Below, find the line containing "Clone this screenshot" and the line containing "const [filter, setFilter] = useState('')"; reproduce exactly those two and every line between them, omitting pictures.

start Record set

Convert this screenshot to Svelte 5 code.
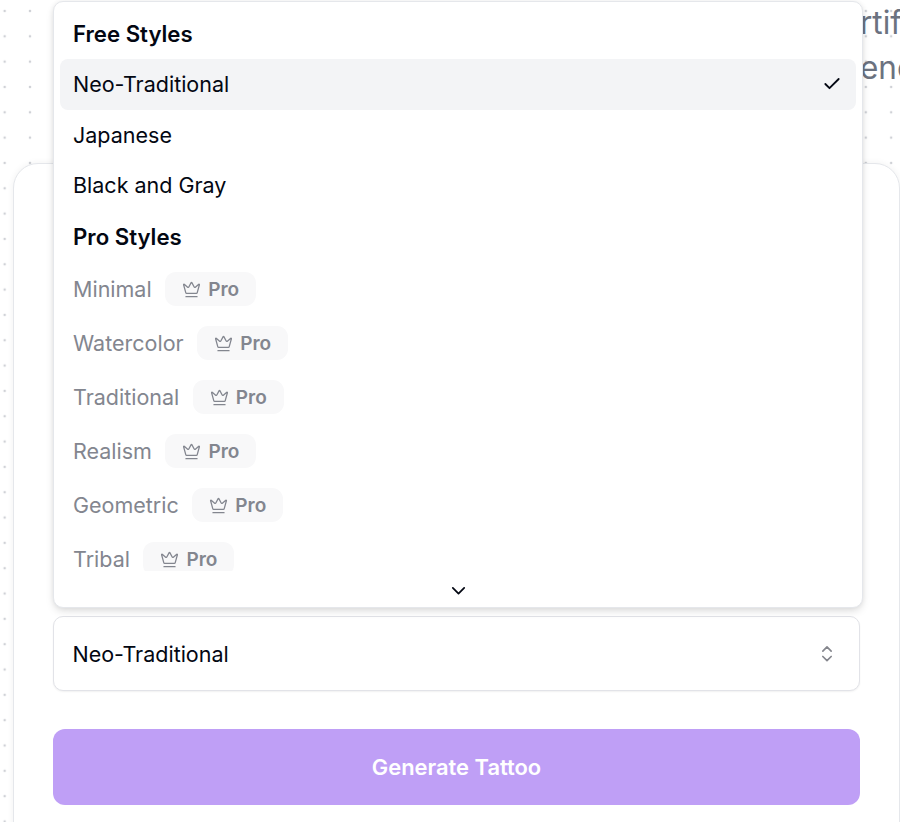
<script>
  const freeStyles = ["Neo-Traditional", "Japanese", "Black and Gray"];
  const proStyles = ["Minimal", "Watercolor", "Traditional", "Realism", "Geometric", "Tribal"];

  let selected = $state("Neo-Traditional");
</script>

<div class="page">
  <header class="hero">
    <p><span class="lead">Design your next piece with our a</span><span>rtificial intelligence</span></p>
    <p><span class="lead">A tattoo g</span><span>enerator for everyone</span></p>
  </header>

  <main class="card">
    <div class="field">
      <div class="dropdown">
        <div class="list">
          <div class="group-label">Free Styles</div>
          {#each freeStyles as style}
            <button class="item" class:active={selected === style} onclick={() => (selected = style)}>
              <span>{style}</span>
              {#if selected === style}
                <svg class="check" viewBox="0 0 24 24" fill="none" stroke="currentColor" stroke-width="2.2" stroke-linecap="round" stroke-linejoin="round">
                  <path d="M20 6 9 17l-5-5" />
                </svg>
              {/if}
            </button>
          {/each}

          <div class="group-label">Pro Styles</div>
          {#each proStyles as style}
            <div class="item pro">
              <span>{style}</span>
              <span class="badge">
                <svg viewBox="0 0 24 24" fill="none" stroke="currentColor" stroke-width="1.6" stroke-linecap="round" stroke-linejoin="round">
                  <path d="M11.562 3.266a.5.5 0 0 1 .876 0L15.39 8.87a1 1 0 0 0 1.516.294L21.183 5.5a.5.5 0 0 1 .798.519l-2.834 10.246a1 1 0 0 1-.956.734H5.81a1 1 0 0 1-.957-.734L2.02 6.02a.5.5 0 0 1 .798-.519l4.276 3.664a1 1 0 0 0 1.516-.294z" />
                  <path d="M5 21h14" />
                </svg>
                Pro
              </span>
            </div>
          {/each}
        </div>
        <div class="scroll-down">
          <svg viewBox="0 0 24 24" fill="none" stroke="currentColor" stroke-width="2" stroke-linecap="round" stroke-linejoin="round">
            <path d="m5.5 9 6.5 6.5L18.500 9" />
          </svg>
        </div>
      </div>

      <button class="trigger">
        <span>{selected}</span>
        <svg viewBox="0 0 24 24" fill="none" stroke="currentColor" stroke-width="2" stroke-linecap="round" stroke-linejoin="round">
          <path d="m7 8.500 5-5 5 5" />
          <path d="m7 15 5 5 5-5" />
        </svg>
      </button>
    </div>

    <button class="generate">Generate Tattoo</button>
  </main>
</div>

<style>
  :global(body) {
    margin: 0;
    overflow: hidden;
  }

  .page {
    height: 822px;
    overflow: hidden;
    font-family: Inter, "Liberation Sans", sans-serif;
    background-color: #fff;
    background-image: radial-gradient(circle, #cfd1d6 1.2px, transparent 1.6px);
    background-size: 25.33px 25.33px;
    background-position: -8px -1.7px;
  }

  .hero {
    height: 163px;
    margin-left: 60px;
  }

  .hero p {
    display: grid;
    grid-template-columns: 800px max-content;
    margin: 0;
    height: 45px;
    line-height: 45px;
    font-size: 31.5px;
    color: #6b7280;
    white-space: pre;
  }

  .lead {
    text-align: right;
    overflow: hidden;
  }

  .card {
    box-sizing: border-box;
    width: 887px;
    height: 700px;
    margin-left: 13px;
    padding: 452px 38px 0 39px;
    background: #fff;
    border: 1.5px solid #e5e7eb;
    border-radius: 25px;
    box-shadow: 0 0 7px rgba(0, 0, 0, 0.06);
  }

  .field {
    position: relative;
  }

  .dropdown {
    position: absolute;
    left: 0;
    bottom: calc(100% + 8px);
    box-sizing: border-box;
    width: 810px;
    height: 607px;
    background: #fff;
    border: 1.5px solid #e5e7eb;
    border-radius: 10px;
    box-shadow: 0 4px 8px -1px rgba(0, 0, 0, 0.13), 0 0 5px rgba(0, 0, 0, 0.06);
  }

  .list {
    height: 569px;
    overflow: hidden;
    padding: 6px 6px 0;
    box-sizing: border-box;
  }

  .group-label {
    height: 51px;
    line-height: 51px;
    padding-left: 13px;
    font-size: 22.2px;
    font-weight: 600;
    color: #030712;
  }

  .item {
    display: flex;
    align-items: center;
    box-sizing: border-box;
    width: 100%;
    height: 50.6px;
    padding: 0 13px;
    border: none;
    border-radius: 8px;
    background: none;
    font: inherit;
    font-size: 21.5px;
    color: #030712;
    text-align: left;
  }

  .item.active {
    background: #f3f4f6;
  }

  .check {
    width: 20px;
    height: 20px;
    margin-left: auto;
    margin-right: 1px;
  }

  .item.pro {
    height: 54px;
    gap: 13.5px;
    color: #83868f;
  }

  .badge {
    display: inline-flex;
    align-items: center;
    gap: 7px;
    box-sizing: border-box;
    height: 34px;
    padding: 1px 17px 0;
    border-radius: 11px;
    background: #f8f8f9;
    font-size: 19px;
    font-weight: 600;
  }

  .badge svg {
    width: 19px;
    height: 19px;
  }

  .scroll-down {
    display: flex;
    align-items: center;
    justify-content: center;
    height: 39px;
    color: #030712;
  }

  .scroll-down svg {
    width: 21px;
    height: 21px;
  }

  .trigger {
    display: flex;
    align-items: center;
    justify-content: space-between;
    box-sizing: border-box;
    width: 807px;
    height: 75px;
    padding: 0 22px 0 18.5px;
    background: #fff;
    border: 1.5px solid #e2e3e8;
    border-radius: 10px;
    box-shadow: 0 1px 2px rgba(0, 0, 0, 0.06);
    font: inherit;
    font-size: 21.5px;
    color: #030712;
  }

  .trigger svg {
    width: 20px;
    height: 20px;
    color: #85868d;
  }

  .generate {
    display: block;
    width: 807px;
    height: 76px;
    margin-top: 38px;
    border: none;
    border-radius: 12px;
    background: #bf9ff6;
    color: #fff;
    font: inherit;
    font-size: 21.9px;
    font-weight: 600;
  }
</style>
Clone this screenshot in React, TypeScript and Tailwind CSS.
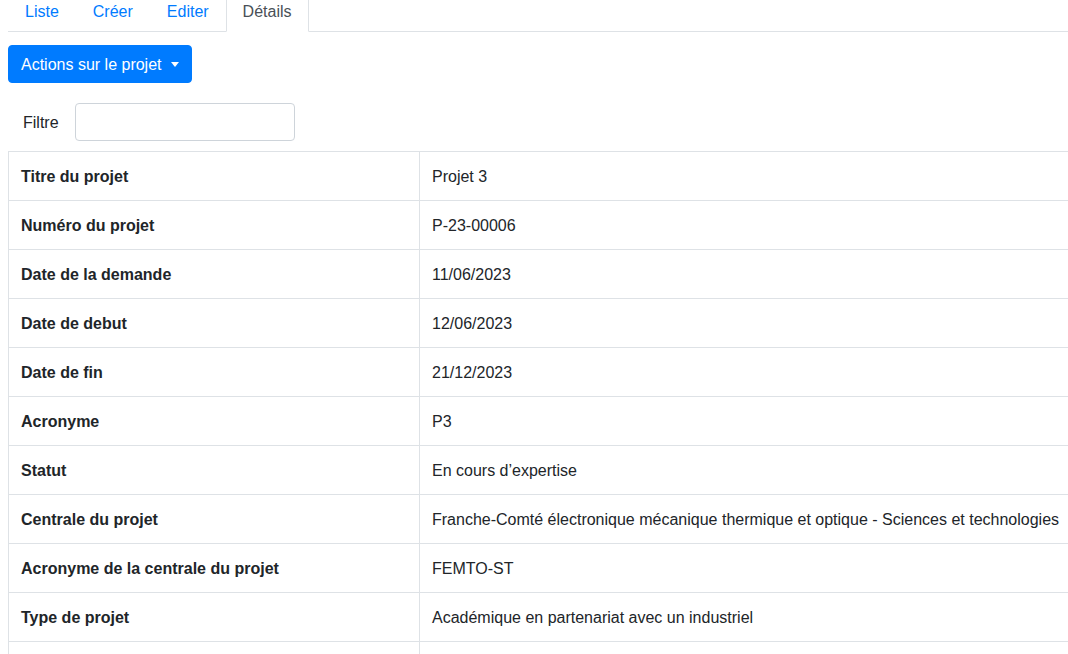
import { useState } from 'react'

const rows: [string, string][] = [
  ['Titre du projet', 'Projet 3'],
  ['Numéro du projet', 'P-23-00006'],
  ['Date de la demande', '11/06/2023'],
  ['Date de debut', '12/06/2023'],
  ['Date de fin', '21/12/2023'],
  ['Acronyme', 'P3'],
  ['Statut', 'En cours d’expertise'],
  ['Centrale du projet', 'Franche-Comté électronique mécanique thermique et optique - Sciences et technologies'],
  ['Acronyme de la centrale du projet', 'FEMTO-ST'],
  ['Type de projet', 'Académique en partenariat avec un industriel'],
  ['', ''],
]

const tabs = ['Liste', 'Créer', 'Editer', 'Détails']

const App = () => {
  const [active, setActive] = useState('Détails')
  const [filter, setFilter] = useState('')

  return (
    <div className="h-[654px] w-[1068px] overflow-hidden bg-white pl-2 font-['Liberation_Sans',Arial,sans-serif] text-base text-[#212529]">
      <ul className="-mt-[10px] flex border-b border-[#dee2e6]">
        {tabs.map((t) => (
          <li key={t} className="-mb-px">
            <button
              onClick={() => setActive(t)}
              className={
                active === t
                  ? 'rounded-t border border-[#dee2e6] border-b-white bg-white px-4 pt-[9px] pb-[7px] leading-6 text-[#495057]'
                  : 'rounded-t border border-transparent px-4 pt-[9px] pb-[7px] leading-6 text-[#007bff]'
              }
            >
              {t}
            </button>
          </li>
        ))}
      </ul>

      <div className="mt-[13px]">
        <button className="flex items-center rounded border border-[#007bff] bg-[#007bff] px-3 pt-[7px] pb-[5px] leading-6 text-white">
          Actions sur le projet
          <span className="mb-[2px] ml-[9px] inline-block h-0 w-0 border-x-[4px] border-t-[5px] border-x-transparent border-t-white" />
        </button>
      </div>

      <div className="mt-5 flex items-center pl-[15px]">
        <label className="mt-[2px] mr-4 leading-6">Filtre</label>
        <input
          value={filter}
          onChange={(e) => setFilter(e.target.value)}
          className="h-[38px] w-[220px] rounded border border-[#ced4da] px-3 outline-none"
        />
      </div>

      <table className="mt-2.5 w-[1090px] border-collapse">
        <tbody>
          {rows.map(([k, v], i) => (
            <tr key={i}>
              <th className="w-[411px] border border-[#dee2e6] px-3 pt-[13px] pb-[11px] text-left font-bold leading-6">{k}</th>
              <td className="border border-[#dee2e6] px-3 pt-[13px] pb-[11px] leading-6 whitespace-nowrap">{v}</td>
            </tr>
          ))}
        </tbody>
      </table>
    </div>
  )
}

export default App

end Record set

### The reply
Clone this screenshot in React, TypeScript and Tailwind CSS.
import { useState } from 'react'

const rows: [string, string][] = [
  ['Titre du projet', 'Projet 3'],
  ['Numéro du projet', 'P-23-00006'],
  ['Date de la demande', '11/06/2023'],
  ['Date de debut', '12/06/2023'],
  ['Date de fin', '21/12/2023'],
  ['Acronyme', 'P3'],
  ['Statut', 'En cours d’expertise'],
  ['Centrale du projet', 'Franche-Comté électronique mécanique thermique et optique - Sciences et technologies'],
  ['Acronyme de la centrale du projet', 'FEMTO-ST'],
  ['Type de projet', 'Académique en partenariat avec un industriel'],
  ['', ''],
]

const tabs = ['Liste', 'Créer', 'Editer', 'Détails']

const App = () => {
  const [active, setActive] = useState('Détails')
  const [filter, setFilter] = useState('')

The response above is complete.